Culture At Large

Rolling Jubilee as a model of God’s grace

Bethany Keeley-Jonker

The Occupy movement is kicking off a new campaign this month they are calling Rolling Jubilee (the name, presumably, taken from the idea in Leviticus). The basic idea, summarized in their material, works this way: they raise money and use it to buy up “distressed debt” on the secondary financial market, at pennies on the dollar, and then forgive it. They estimate that for their goal amount, $50,000, they can forgive $1 million in debts.

I am really excited about the potential of this idea to reflect God’s economy. First, the very name is drawn from the debt forgiveness mandated by God himself in the Pentateuch. Jesus also used the cancellation of debt as a parable for his forgiveness of our sins.

I also like it because the way these debts are bundled, the forgiveness is indiscriminate and random. Commentator Matt Yglesias wrote in Slate that this is a source of skepticism: “Given two struggling families, one of which is indebted and one of which isn't, it's not clear why you'd think that the family that's borrowed heavily in the past is more worthy of assistance.” But from my perspective, this is another way it reflects the awesome unfairness of God’s grace. God offers it to all of us, no matter how bad our track record, no matter how likely we are to do bad things again, no matter how “worthy” we’ve been.

Rolling Jubilee reveals the amazing, unfair truth about grace: it’s offered freely to everyone, and it’s not deserved by anyone. It is always unfair, in your favor.

So some of the debts bought up by this movement might have been incurred through irresponsible choices: buying a house that was way too big, running up credit-card debt on unsavory activities or just too many toys. It might also be for more sympathetic reasons: someone who was deceived into taking on an unfavorable student loan, medical debt, debts from a long period of unemployment.
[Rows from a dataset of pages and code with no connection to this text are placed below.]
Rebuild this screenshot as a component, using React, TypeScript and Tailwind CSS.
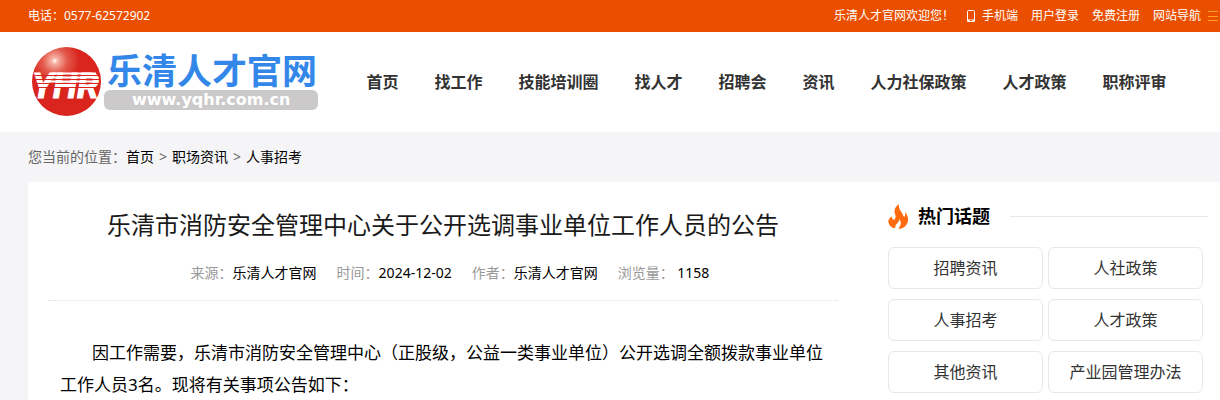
import type { ReactNode } from "react";

const navItems = [
  "首页",
  "找工作",
  "技能培训圈",
  "找人才",
  "招聘会",
  "资讯",
  "人力社保政策",
  "人才政策",
  "职称评审",
];

const topics = [
  "招聘资讯",
  "人社政策",
  "人事招考",
  "人才政策",
  "其他资讯",
  "产业园管理办法",
];

const stripes = [75, 79, 83, 87];

function TopBar() {
  return (
    <div className="bg-[#ea4f00] text-xs text-white">
      <div className="flex h-8 items-center justify-between pl-7 pr-0.5">
        <span>电话：0577-62572902</span>
        <div className="flex items-center gap-[13px]">
          <span>乐清人才官网欢迎您！</span>
          <a href="#" className="flex items-center gap-[7px]">
            <svg width="8" height="12" viewBox="0 0 8 12" fill="none">
              <rect x="0.5" y="0.5" width="7" height="11" rx="1" stroke="#fff" />
              <path d="M0 10.5h8" stroke="#fff" strokeWidth="2" />
              <path d="M3 10.5h2" stroke="#ea4f00" />
            </svg>
            手机端
          </a>
          <a href="#">用户登录</a>
          <a href="#">免费注册</a>
          <a href="#" className="flex items-center gap-[7px]">
            网站导航
            <svg width="10" height="10" viewBox="0 0 10 10" stroke="#ffa21a">
              <path d="M0 0.5h10M0 5.5h10M0 9.5h10" />
            </svg>
          </a>
        </div>
      </div>
    </div>
  );
}

function Logo() {
  return (
    <a href="#" className="flex items-center">
      <svg width="76" height="80" viewBox="28 42 76 80">
        <defs>
          <radialGradient id="ball" cx="0.33" cy="0.2" r="0.36">
            <stop offset="0" stopColor="#fff" />
            <stop offset="0.12" stopColor="#f6b3a6" />
            <stop offset="0.5" stopColor="#e2594b" />
            <stop offset="1" stopColor="#d9251d" />
          </radialGradient>
        </defs>
        <circle cx="66.5" cy="81.5" r="34.5" fill="url(#ball)" />
        <text
          x="32"
          y="98"
          fill="#fff"
          stroke="#fff"
          fontFamily="Roboto, Liberation Sans, sans-serif"
          fontSize="35"
          fontWeight="bold"
          fontStyle="italic"
        >
          YHR
        </text>
        <path d="M52 73.5h44M51 77.5h44M50 81.5h44" stroke="#fff" strokeWidth="2" />
        {stripes.map((y) => (
          <path key={y} d={`M35 ${y + 0.5}h65`} stroke="#d9251d" />
        ))}
      </svg>
      <span className="flex flex-col pb-0.5">
        <span className="pl-[3px] text-[35px] font-bold leading-[38px] text-[#3387e8]">
          乐清人才官网
        </span>
        <span className="rounded-md bg-[#cbc9ca] px-7 text-center font-['DejaVu_Sans'] text-base font-bold leading-5 text-white">
          www.yqhr.com.cn
        </span>
      </span>
    </a>
  );
}

function Header() {
  return (
    <header className="flex h-[100px] items-center gap-[30px] bg-white pl-7">
      <Logo />
      <nav className="flex">
        {navItems.map((item) => (
          <a
            key={item}
            href="#"
            className="whitespace-nowrap px-[18px] text-base font-bold text-[#333]"
          >
            {item}
          </a>
        ))}
      </nav>
    </header>
  );
}

function Breadcrumb() {
  return (
    <div className="flex h-[50px] items-center pl-7 text-sm text-[#666]">
      <span>您当前的位置：</span>
      <nav className="flex gap-[5px]">
        <a href="#" className="text-black">首页</a>
        <span>&gt;</span>
        <a href="#" className="text-black">职场资讯</a>
        <span>&gt;</span>
        <a href="#" className="text-black">人事招考</a>
      </nav>
    </div>
  );
}

function Meta({ label, children }: { label: string; children: ReactNode }) {
  return (
    <span className="text-[#999]">
      {label}：<span className="text-black">{children}</span>
    </span>
  );
}

function Article() {
  return (
    <article className="min-w-0 flex-[790]">
      <h1 className="text-center text-2xl leading-[46px] text-[#1a1a1a]">
        乐清市消防安全管理中心关于公开选调事业单位工作人员的公告
      </h1>
      <div className="mt-[15px] flex justify-center gap-5 border-b border-dotted border-[#ddd] pb-[17px] pl-3.5 text-sm">
        <Meta label="来源">乐清人才官网</Meta>
        <Meta label="时间">2024-12-02</Meta>
        <Meta label="作者">乐清人才官网</Meta>
        <Meta label="浏览量">&nbsp;1158</Meta>
      </div>
      <p className="mt-9 pl-3 indent-8 text-[17px] leading-8 text-black">
        因工作需要，乐清市消防安全管理中心（正股级，公益一类事业单位）公开选调全额拨款事业单位工作人员3名。现将有关事项公告如下：
      </p>
    </article>
  );
}

function HotTopics() {
  return (
    <aside className="min-w-0 flex-[320]">
      <div className="flex items-center">
        <svg width="20" height="25" viewBox="0 0 20 25" fill="#ff6a0d">
          <path d="M11 0C7 3 5.5 6.5 7 10c.8 2 1 4-.5 5.5C5 16 4 15 4 12.5 1 14 0 16.5 .5 18.5 1.2 22 4 24 7.5 24 6.5 21.5 8.5 20 10 18.5c1-1 1.3-2 1-3.5 2 2 2.3 4.5 1 7L10.5 25c5-.5 9-3.5 9.5-8.5.3-3.5-1-6-3-8.5.3 2 .3 3.5-.5 5C14.5 12 15 9.5 13 7.5 11.5 5.5 10.5 3 11 0z" />
        </svg>
        <h2 className="ml-2.5 text-lg font-bold leading-7 text-black">热门话题</h2>
        <span className="ml-5 h-px flex-1 bg-[#e8e8e8]" />
      </div>
      <div className="mr-[5px] mt-[17px] grid grid-cols-2 gap-x-[5px] gap-y-2.5">
        {topics.map((topic) => (
          <a
            key={topic}
            href="#"
            className="rounded-md border border-[#e8e8e8] text-center text-base leading-10 text-[#333]"
          >
            {topic}
          </a>
        ))}
      </div>
    </aside>
  );
}

export default function App() {
  return (
    <div className="min-h-screen bg-[#f5f5f7] font-['Noto_Sans','Noto_Sans_CJK_SC',sans-serif]">
      <TopBar />
      <Header />
      <Breadcrumb />
      <main className="ml-7 flex gap-[50px] bg-white pb-2 pl-5 pr-3 pt-5">
        <Article />
        <HotTopics />
      </main>
    </div>
  );
}
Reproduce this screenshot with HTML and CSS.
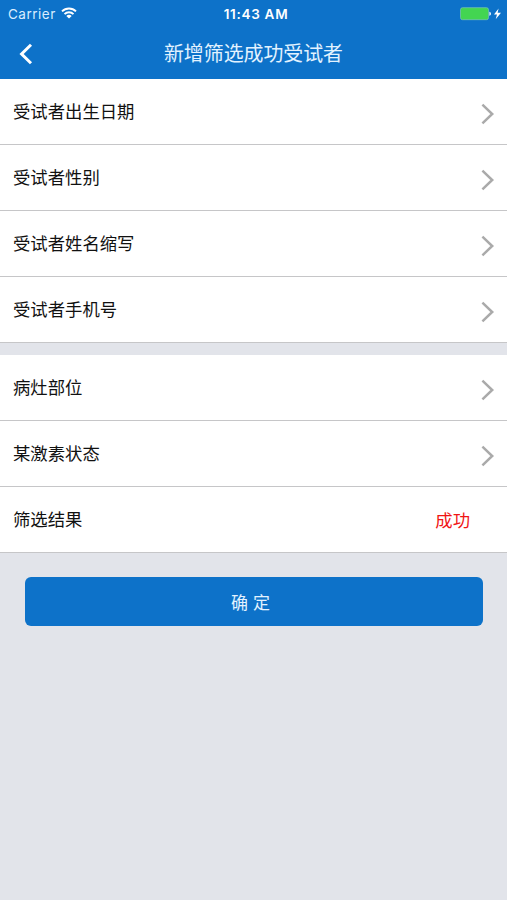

The way the system is made up (as I understand it), you can’t just buy sympathetic debt, or even one person’s particular debt, you have to buy a whole bundle.

Rolling Jubilee, like many of Jesus’ parables, reveals the amazing, unfair truth about grace: it’s offered freely to everyone, and it’s not deserved by anyone. It is always unfair, in your favor.

It also strikes me as a satisfying, poetic way to redeem the shadowy debt resale market that contributed to the economic crash in 2007. The very system that made some of this mess possible is being used as a vehicle to release individuals and families from the weight of debt, and to help us all move forward. This isn’t a long-term solution to our financial problems (maybe God’s permanent Jubilee is the only real way out), but as a metaphor and a concrete action, it seems like a beautiful step.